Cela ne signifie pas pour autant que le monde entier a décidé d’adopter cette démarche. Alain Golay fait état de la venue de nombreux visiteurs étrangers, notamment une délégation du gouvernement français qui est en train de préparer une loi sur l’éducation thérapeutique. Mais l’approche que promeut Genève est encore peu enseignée dans les Facultés de médecine et les formations du personnel soignant. Elle est particulièrement absente aux Etats-Unis, où le problème est pourtant le plus criant (deux tiers des habitants de ce pays souffrent de surcharge pondérale et la proportion continue d’augmenter).

Mauvais exemple

«Ce pays est l’exemple de ce qu’il ne faut pas faire, estime Alain Golay. La médecine y représente un tel business qu’une démarche qui ne rapporte rien à personne, sauf au ministre de la Santé, a peu de chances de s’implanter. Pourtant, on sait que pour 1 franc investi dans l’éducation thérapeutique des patients, on peut en économiser 4 sur les complications médicales qui seront évitées.»

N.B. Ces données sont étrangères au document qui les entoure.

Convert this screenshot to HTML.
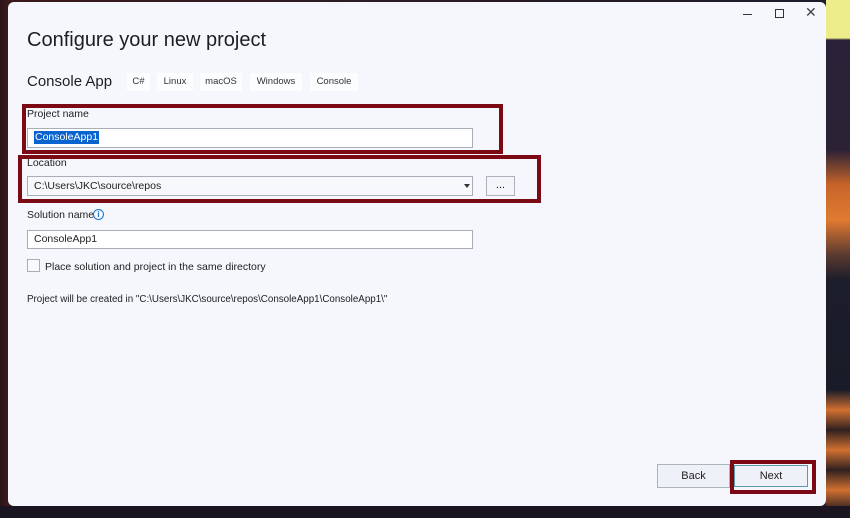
<!DOCTYPE html>
<html><head><meta charset="utf-8"><style>
*{margin:0;padding:0;box-sizing:border-box}
body{width:850px;height:518px;overflow:hidden;position:relative;font-family:"Liberation Sans",sans-serif;color:#1e1e1e;
background:linear-gradient(90deg,#2a1418 0,#3a1a1c 8px,#1d1c2c 826px,#1d1c2c 850px)}
.bgr{position:absolute;left:826px;top:0;width:24px;height:518px;background:linear-gradient(180deg,#ecec8a 0,#ecec8a 38px,#2a2238 40px,#2b2235 150px,#c8642a 185px,#e07a30 220px,#5a3a30 255px,#1c1d2a 280px,#1a1b28 390px,#d07030 410px,#302020 430px,#d07030 450px,#302020 470px,#d07030 490px,#302020 510px)}
.bgb{position:absolute;left:0;top:506px;width:850px;height:12px;background:#1a1520}
.a{position:absolute;white-space:nowrap}
.win{position:absolute;left:8px;top:2px;width:818px;height:504px;background:#f5f7fc;border-radius:6px}
.t{font-size:10.5px;line-height:13px}
.tag{position:absolute;top:73px;height:18px;background:#fcfdff;font-size:9.5px;line-height:18px;text-align:center;color:#333}
.inp{position:absolute;background:#fff;border:1px solid #a8aeb8}
.red{position:absolute;border:4px solid #7b0a14}
.btn{position:absolute;background:#eef2f8;border:1px solid #adb3bc;font-size:11px;text-align:center}
</style></head><body>
<div class="bgr"></div><div class="bgb"></div>
<div class="win"></div>
<div class="a" style="left:743px;top:14px;width:9px;height:1px;background:#333"></div>
<div class="a" style="left:775px;top:9px;width:9px;height:9px;border:1px solid #333"></div>
<div class="a" style="left:805px;top:4px;font-size:14px;color:#444">✕</div>

<div class="a" style="left:27px;top:29px;font-size:20px;color:#1e1e1e">Configure your new project</div>
<div class="a" style="left:27px;top:73px;font-size:15px">Console App</div>
<div class="tag" style="left:127px;width:23px">C#</div>
<div class="tag" style="left:157px;width:36px">Linux</div>
<div class="tag" style="left:200px;width:42px">macOS</div>
<div class="tag" style="left:250px;width:52px">Windows</div>
<div class="tag" style="left:310px;width:48px">Console</div>

<div class="red" style="left:22px;top:104px;width:481px;height:50px"></div>
<div class="a t" style="left:27px;top:108px">Project name</div>
<div class="inp" style="left:27px;top:128px;width:446px;height:20px"></div>
<div class="a t" style="left:34px;top:131px;background:#0a64d0;color:#fff;padding:0 1px">ConsoleApp1</div>

<div class="red" style="left:18px;top:155px;width:523px;height:48px"></div>
<div class="a t" style="left:27px;top:157px">Location</div>
<div class="inp" style="left:27px;top:176px;width:446px;height:20px;background:#f6f8fb"></div>
<div class="a t" style="left:34px;top:180px">C:\Users\JKC\source\repos</div>
<div class="a" style="left:464px;top:184px;border-left:3px solid transparent;border-right:3px solid transparent;border-top:4px solid #333"></div>
<div class="btn" style="left:486px;top:176px;width:29px;height:20px;line-height:16px;background:#f3f5f9">...</div>

<div class="a t" style="left:27px;top:209px">Solution name</div>
<div class="a" style="left:93px;top:209px;width:11px;height:11px;border:1px solid #1b74c8;border-radius:50%;font-size:8px;line-height:9px;text-align:center;color:#1b74c8;font-weight:bold">i</div>
<div class="inp" style="left:27px;top:230px;width:446px;height:19px"></div>
<div class="a t" style="left:34px;top:233px">ConsoleApp1</div>
<div class="a" style="left:27px;top:259px;width:13px;height:13px;border:1px solid #a8aeb8;background:#f8f9fb"></div>
<div class="a t" style="left:45px;top:261px">Place solution and project in the same directory</div>
<div class="a" style="left:27px;top:294px;font-size:9.8px">Project will be created in "C:\Users\JKC\source\repos\ConsoleApp1\ConsoleApp1\"</div>

<div class="btn" style="left:657px;top:464px;width:73px;height:24px;line-height:22px">Back</div>
<div class="red" style="left:730px;top:460px;width:86px;height:34px"></div>
<div class="btn" style="left:734px;top:465px;width:74px;height:22px;line-height:20px;border-color:#5a9ab0">Next</div>
</body></html>
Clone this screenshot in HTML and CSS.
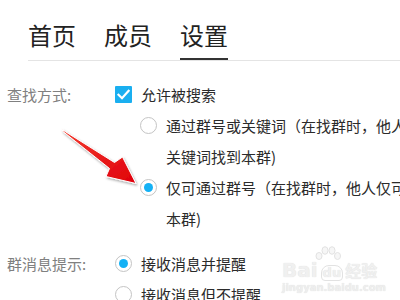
FILE: index.html
```html
<!DOCTYPE html>
<html lang="zh">
<head>
<meta charset="utf-8">
<link rel="stylesheet" href="styles.css">
</head>
<body>
<div class="page">
  <nav class="tabs">
    <span class="tab">首页</span>
    <span class="tab">成员</span>
    <span class="tab active">设置</span>
  </nav>

  <section class="group first">
    <div class="label">查找方式:</div>
    <div class="fields">
      <div class="line"><span class="checkbox"><svg viewBox="0 0 17 17" width="17" height="17"><path d="M3.5 8.8 L7 12.2 L13.6 4.8" fill="none" stroke="#fff" stroke-width="2.2" stroke-linecap="square"/></svg></span><span class="text">允许被搜索</span></div>
      <div class="sub">
        <div class="line opt"><span class="radio"></span><span class="text">通过群号或关键词（在找群时，他人可通过群号或<br>关键词找到本群)</span></div>
        <div class="line opt"><span class="radio on"></span><span class="text">仅可通过群号（在找群时，他人仅可通过群号找到<br>本群)</span></div>
      </div>
    </div>
  </section>

  <section class="group second">
    <div class="label">群消息提示:</div>
    <div class="fields">
      <div class="line"><span class="radio on"></span><span class="text">接收消息并提醒</span></div>
      <div class="line"><span class="radio"></span><span class="text">接收消息但不提醒</span></div>
    </div>
  </section>
</div>

<svg class="arrow" width="400" height="300" viewBox="0 0 400 300">
  <defs>
    <linearGradient id="rg" x1="0" y1="0" x2="1" y2="1">
      <stop offset="0" stop-color="#f23a2e"/>
      <stop offset="1" stop-color="#e0000a"/>
    </linearGradient>
    <filter id="sh" x="-20%" y="-20%" width="140%" height="140%">
      <feDropShadow dx="1" dy="1.5" stdDeviation="1.2" flood-color="#000" flood-opacity="0.35"/>
    </filter>
  </defs>
  <polygon points="62,129.5 63,131.5 109.5,168.5 106,176.5 136,183.5 122.5,157 114.5,162.5" fill="url(#rg)" stroke="#fff" stroke-width="1" stroke-linejoin="round" filter="url(#sh)"/>
</svg>

<div class="watermark">
  <svg class="paw" width="26" height="14" viewBox="0 0 26 14">
    <g fill="#f6f6f6" stroke="#e2e2e2" stroke-width="1">
      <ellipse cx="4" cy="10" rx="3" ry="3.5"/>
      <ellipse cx="10" cy="4.5" rx="3" ry="3.8"/>
      <ellipse cx="17" cy="4.5" rx="3" ry="3.8"/>
      <ellipse cx="22.5" cy="10" rx="3" ry="3.5"/>
    </g>
  </svg>
  <div class="wm-top"><span class="bai">Bai</span><span class="du">du</span><span class="jy">经验</span></div>
  <div class="wm-url">jingyan.baidu.com</div>
</div>
</body>
</html>
```

FILE: styles.css
```css
html, body {
  margin: 0;
  padding: 0;
  overflow: hidden;
  background: #fff;
}

body {
  width: 400px;
  height: 300px;
  font-family: "Noto Sans CJK SC", "Microsoft YaHei", sans-serif;
  color: #2b2b2b;
  position: relative;
}

.page {
  display: flex;
  flex-direction: column;
}

.tabs {
  display: flex;
  gap: 28px;
  margin: 18px 0 0 28px;
  border-bottom: 1px solid #e4e4e4;
}

.tab {
  font-size: 24px;
  line-height: 34px;
  padding-bottom: 6px;
  color: #222;
  border-bottom: 2px solid transparent;
}

.tab.active {
  border-bottom-color: #333;
}

.group {
  display: flex;
  padding-left: 7px;
}

.group.first {
  margin-top: 18px;
}

.group.second {
  margin-top: 14px;
}

.label {
  width: 108px;
  flex: none;
  font-size: 15px;
  line-height: 31px;
  color: #808080;
}

.fields {
  display: flex;
  flex-direction: column;
}

.sub {
  padding-left: 25px;
  display: flex;
  flex-direction: column;
}

.line {
  display: flex;
  align-items: flex-start;
  gap: 9px;
  font-size: 15px;
  line-height: 31px;
  white-space: nowrap;
}

.text {
  color: #2b2b2b;
}

.checkbox {
  width: 17px;
  height: 17px;
  margin-top: 7px;
  background: #1aaff0;
  border-radius: 1px;
  flex: none;
  display: block;
}

.checkbox svg {
  display: block;
}

.radio {
  width: 15px;
  height: 15px;
  margin-top: 7px;
  border: 1px solid #c4c4c4;
  border-radius: 50%;
  flex: none;
  position: relative;
  background: #fff;
}

.radio.on::after {
  content: "";
  position: absolute;
  left: 3px;
  top: 3px;
  width: 9px;
  height: 9px;
  border-radius: 50%;
  background: #14b1f5;
}

.arrow {
  position: absolute;
  left: 0;
  top: 0;
  pointer-events: none;
}

.watermark {
  position: absolute;
  left: 282px;
  top: 246px;
  color: #f0f0f0;
  pointer-events: none;
}

.paw {
  display: block;
  margin-left: 33px;
}

.wm-top {
  display: flex;
  align-items: baseline;
  font-family: "DejaVu Sans", sans-serif;
  font-weight: bold;
  font-size: 20px;
  line-height: 20px;
  text-shadow: 0 0 1px #d8d8d8;
}

.du {
  font-size: 13px;
  margin-left: 3px;
  border: 1px solid #e2e2e2;
  border-radius: 8px 8px 4px 4px;
  padding: 0 1px;
  line-height: 14px;
}

.jy {
  font-family: "Noto Sans CJK SC", sans-serif;
  font-size: 16px;
  margin-left: 2px;
}

.wm-url {
  font-family: "DejaVu Sans", sans-serif;
  font-weight: bold;
  font-size: 10px;
  line-height: 14px;
  color: #eeeeee;
  text-shadow: 0 0 1px #dadada;
}
```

Si la connaissance de l’obésité et sa prise en charge ont considérablement évolué ces vingt dernières années, il est une chose qui n’a pas vraiment changé: les croyances des gens vis-à-vis de l’embonpoint. La plus répandue est celle qui veut qu’un enfant joufflu est en bonne santé, alors que celui qui est mince ne l’est pas. «Quand nous essayons d’introduire des cours de diététique à l’école, par exemple, certains parents se plaignent ensuite du fait que leurs enfants renâclent à manger leur nourriture, note Alain Golay. De manière générale, les gens estiment qu’être gros est un style de vie et non une maladie liée à un trouble du comportement alimentaire. C’est ce qui est le plus difficile à changer.»

Les efforts de l’équipe d’Alain Golay ont-ils contribué à stabiliser l’épidémie d’obésité en Suisse? Difficile à dire. Ils ont en tout cas œuvré dans le bon sens, tout comme les changements progressifs introduits depuis vingt ans dans l’environnement helvétique: plus de pistes cyclables, davantage de cours d’éducation alimentaire et physique à l’école, etc.

* L’IMC se calcule en divisant le poids de l’individu en kg par sa taille élevée au carré. Une valeur comprise entre 20 et 25 correspond à un poids normal. S’il se situe entre 25 et 30, l’indice traduit une surcharge pondérale. Au-delà de 30, on parle d’obésité. Ce calcul n’est pas valable pour les enfants de moins de 15 ans.